More than 100 feet of the fishing pier in Ocean City, Md., was snapped off by the angry surf. Those who ignored evacuation orders were told to stay put while the storm passed.
"You run from the water, and you hide from the wind," said Joseph Theobald, the city's director of emergency services.
Airlines had begun canceling flights up and down the East Coast over the weekend in advance of the storm, and it seemed unlikely local airports would return to normal until later in the week.
"When the airlines resume service is dependent upon weather conditions here in Washington, as well as in other cities on the East Coast," said Jonathan Dean, spokesman for Baltimore-Washington International Marshall Airport. "It may take several days to accommodate the passengers that were disrupted by the canceled flights."

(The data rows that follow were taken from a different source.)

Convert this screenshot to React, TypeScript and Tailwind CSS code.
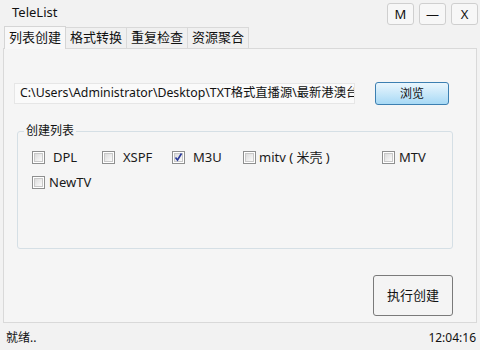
import React from 'react';

const cjk = { fontFamily: '"Noto Sans", "Noto Sans CJK SC", sans-serif' };

function Check({ checked }: { checked?: boolean }) {
    return (
        <span className="w-[13px] h-[13px] border border-[#8e8f8f] bg-white flex items-center justify-center shrink-0">
            <span className="w-[9px] h-[9px] bg-gradient-to-br from-[#dcdcdc] to-[#fbfbfb] border border-[#c8c8c8] flex items-center justify-center">
                {checked && (
                    <svg width="9" height="9" viewBox="0 0 9 9" className="overflow-visible">
                        <path d="M1.5 4.5 L3.5 7 L7.5 0.5" stroke="#2a3a9a" strokeWidth="1.6" fill="none" />
                    </svg>
                )}
            </span>
        </span>
    );
}

function Item({ label, checked, w, gap }: { label: string; checked?: boolean; w: string; gap: string }) {
    return (
        <div className={`flex items-center ${w} ${gap}`}>
            <Check checked={checked} />
            <span className="text-[13px] text-[#1a1a1a] leading-none">{label}</span>
        </div>
    );
}

export default function App() {
    return (
        <div className="w-[480px] h-[350px] bg-[#f2f2f2] flex flex-col overflow-hidden text-[#111]" style={cjk}>
            {/* title bar */}
            <div className="h-[26px] flex items-start justify-between pl-[12px] pr-[2px]">
                <span className="text-[13px] mt-[6px] leading-none">TeleList</span>
                <div className="flex gap-[5px] mt-[3px]">
                    {['M', '—', 'X'].map((t) => (
                        <div key={t} className="w-[27px] h-[22px] border border-[#cfcfcf] rounded-[3px] bg-[#f7f7f7] flex items-center justify-center text-[13px] leading-none">
                            {t}
                        </div>
                    ))}
                </div>
            </div>

            {/* tabs */}
            <div className="flex items-end pl-[4px] h-[22px]">
                <div className="h-[23px] px-[4px] border border-b-0 border-[#d5d5d5] bg-[#f8f8f8] text-[13px] flex items-center relative z-10 -mb-px">列表创建</div>
                <div className="h-[21px] px-[4px] border border-l-0 border-b-0 border-[#d9d9d9] bg-[#f0f0f0] text-[13px] flex items-center">格式转换</div>
                <div className="h-[21px] px-[4px] border border-l-0 border-b-0 border-[#d9d9d9] bg-[#f0f0f0] text-[13px] flex items-center">重复检查</div>
                <div className="h-[21px] px-[4px] border border-l-0 border-b-0 border-[#d9d9d9] bg-[#f0f0f0] text-[13px] flex items-center">资源聚合</div>
            </div>

            {/* tab panel */}
            <div className="flex-1 mx-[3px] mb-[3px] border border-[#d9d9d9] bg-[#f5f5f5] flex flex-col pl-[10px] pt-[33px]">
                <div className="flex items-center">
                    <div className="w-[341px] h-[21px] border border-[#e6e6e6] bg-[#fafafa] text-[12.3px] pl-[5px] flex items-center overflow-hidden whitespace-nowrap">
                        C:\Users\Administrator\Desktop\TXT格式直播源\最新港澳台
                    </div>
                    <div className="ml-[20px] w-[74px] h-[23px] rounded-[3px] border border-[#3c7fb1] bg-gradient-to-b from-[#eaf6fd] to-[#a7d9f5] flex items-center justify-center text-[12px]">
                        浏览
                    </div>
                </div>

                {/* group box */}
                <div className="relative mt-[26px] ml-[3px] w-[436px] h-[118px] border border-[#d5dfe5] rounded-[3px] pt-[19px] pl-[14px]">
                    <span className="absolute -top-[9px] left-[6px] px-[2px] bg-[#f5f5f5] text-[12px] leading-[16px]">创建列表</span>
                    <div className="flex">
                        <Item label=" DPL" w="w-[70px]" gap="gap-[8px]" />
                        <Item label="XSPF" w="w-[70px]" gap="gap-[8px]" />
                        <Item label="M3U" checked w="w-[71px]" gap="gap-[8px]" />
                        <Item label="mitv ( 米壳 )" w="w-[139px]" gap="gap-[3px]" />
                        <Item label="MTV" w="w-[60px]" gap="gap-[4px]" />
                    </div>
                    <div className="flex mt-[12px]">
                        <Item label="NewTV" w="w-[80px]" gap="gap-[4px]" />
                    </div>
                </div>

                <div className="flex justify-end pr-[23px] mt-[26px]">
                    <div className="w-[80px] h-[41px] rounded-[3px] border border-[#7a7a7a] bg-[#f4f4f4] flex items-center justify-center text-[13px]">
                        执行创建
                    </div>
                </div>
            </div>

            {/* status bar */}
            <div className="h-[24px] flex items-center justify-between pl-[6px] pr-[4px] text-[12px] bg-[#f2f2f2]">
                <span>就绪..</span>
                <span>12:04:16</span>
            </div>
        </div>
    );
}
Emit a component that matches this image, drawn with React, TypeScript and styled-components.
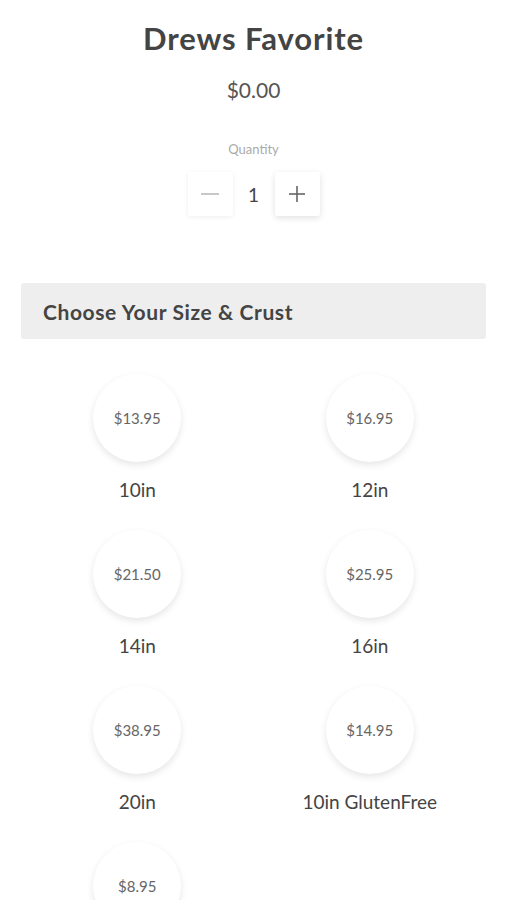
import React, { useState } from "react";
import styled, { createGlobalStyle } from "styled-components";

const Global = createGlobalStyle`
  html, body { margin: 0; padding: 0; background: #fff; }
  body { font-family: "Lato", "Liberation Sans", sans-serif; color: #444; }
`;

const Page = styled.div`
  width: 507px;
  display: flex;
  flex-direction: column;
  align-items: center;
  padding-top: 20px;
`;

const Title = styled.h1`
  margin: 0;
  font-size: 31px;
  line-height: 36px;
  font-weight: 700;
  color: #444;
  letter-spacing: 0.9px;
`;

const Price = styled.div`
  margin-top: 22px;
  font-size: 21px;
  line-height: 24px;
  color: #555;
`;

const QtyLabel = styled.div`
  margin-top: 39px;
  font-size: 13px;
  line-height: 16px;
  color: #aaa;
`;

const Stepper = styled.div`
  margin-top: 15px;
  display: flex;
  align-items: center;
`;

const StepBtn = styled.button<{ $raised?: boolean }>`
  width: 45px;
  height: 44px;
  border: none;
  background: #fff;
  border-radius: 2px;
  box-shadow: ${(p) =>
    p.$raised ? "0 2px 6px rgba(0,0,0,0.12)" : "0 1px 5px rgba(0,0,0,0.07)"};
  display: flex;
  align-items: center;
  justify-content: center;
  padding: 0;
  cursor: pointer;
`;

const QtyValue = styled.div`
  width: 42px;
  text-align: center;
  font-size: 19px;
  color: #444;
`;

const SectionHeader = styled.div`
  margin-top: 67px;
  align-self: stretch;
  margin-left: 21px;
  margin-right: 21px;
  height: 56px;
  background: #eeeeee;
  border-radius: 3px;
  display: flex;
  align-items: center;
  padding-left: 22px;
  font-size: 21px;
  font-weight: 700;
  letter-spacing: 0.6px;
  color: #444;
`;

const Grid = styled.div`
  align-self: stretch;
  margin: 35px 21px 0;
  display: grid;
  grid-template-columns: 1fr 1fr;
  row-gap: 28px;
`;

const Option = styled.div`
  display: flex;
  flex-direction: column;
  align-items: center;
`;

const Circle = styled.div`
  width: 88px;
  height: 88px;
  border-radius: 50%;
  background: #fff;
  box-shadow: 0 3px 7px rgba(0, 0, 0, 0.1);
  display: flex;
  align-items: center;
  justify-content: center;
  font-size: 15px;
  color: #666;
`;

const Label = styled.div`
  margin-top: 16px;
  font-size: 19px;
  line-height: 24px;
  color: #444;
`;

const options = [
  { price: "$13.95", label: "10in" },
  { price: "$16.95", label: "12in" },
  { price: "$21.50", label: "14in" },
  { price: "$25.95", label: "16in" },
  { price: "$38.95", label: "20in" },
  { price: "$14.95", label: "10in GlutenFree" },
  { price: "$8.95", label: "" },
];

export default function App() {
  const [qty, setQty] = useState(1);
  return (
    <>
      <Global />
      <Page>
        <Title>Drews Favorite</Title>
        <Price>$0.00</Price>
        <QtyLabel>Quantity</QtyLabel>
        <Stepper>
          <StepBtn onClick={() => setQty(Math.max(1, qty - 1))}>
            <svg width="20" height="20" viewBox="0 0 20 20">
              <line x1="1" y1="10" x2="19" y2="10" stroke="#bbb" strokeWidth="1.6" />
            </svg>
          </StepBtn>
          <QtyValue>{qty}</QtyValue>
          <StepBtn $raised onClick={() => setQty(qty + 1)}>
            <svg width="20" height="20" viewBox="0 0 20 20">
              <line x1="2" y1="10" x2="18" y2="10" stroke="#666" strokeWidth="1.6" />
              <line x1="10" y1="2" x2="10" y2="18" stroke="#666" strokeWidth="1.6" />
            </svg>
          </StepBtn>
        </Stepper>
        <SectionHeader>Choose Your Size &amp; Crust</SectionHeader>
        <Grid>
          {options.map((o, i) => (
            <Option key={i}>
              <Circle>{o.price}</Circle>
              {o.label && <Label>{o.label}</Label>}
            </Option>
          ))}
        </Grid>
      </Page>
    </>
  );
}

Although Reagan National and Dulles International airports remained open, all flights were canceled Monday after the 9 a.m. departure of a flight from National to Atlanta and a 1:15 p.m. flight from Dulles to Tokyo.
At the Dulles Travelers Aid desk, volunteer Don Webster stayed busy all afternoon trying to help stranded passengers with hotel discounts and to book flights for Wednesday.
"Because it is an act of God, the airlines are not paying for hotels," he said as he helped three passengers. "Not much the airline can do about this."
American Airlines spokesman Matt Miller said, "We're hopeful that operations will resume in some cities on Wednesday, but it's possible that the aftermath of the storm may force some additional delays and cancellations."
Shelters in the District have been planning for several days for the storm, but there hasn't been the expected influx of occupants yet.
"We're ready for it," said David Berns, the director of D.C.'s Department of Human Services. "Now we just have to get the cooperation of the citizens."
District residents started trickling into city-run storm shelters after noon Monday, as rains continued soaking the city and winds started whipping down streets.
Antonio Nelson, 27, decided to leave his apartment when his lights started flickering. "I cut everything off and said, 'I got to get out of here,' " he said. "I didn't want to take any chance."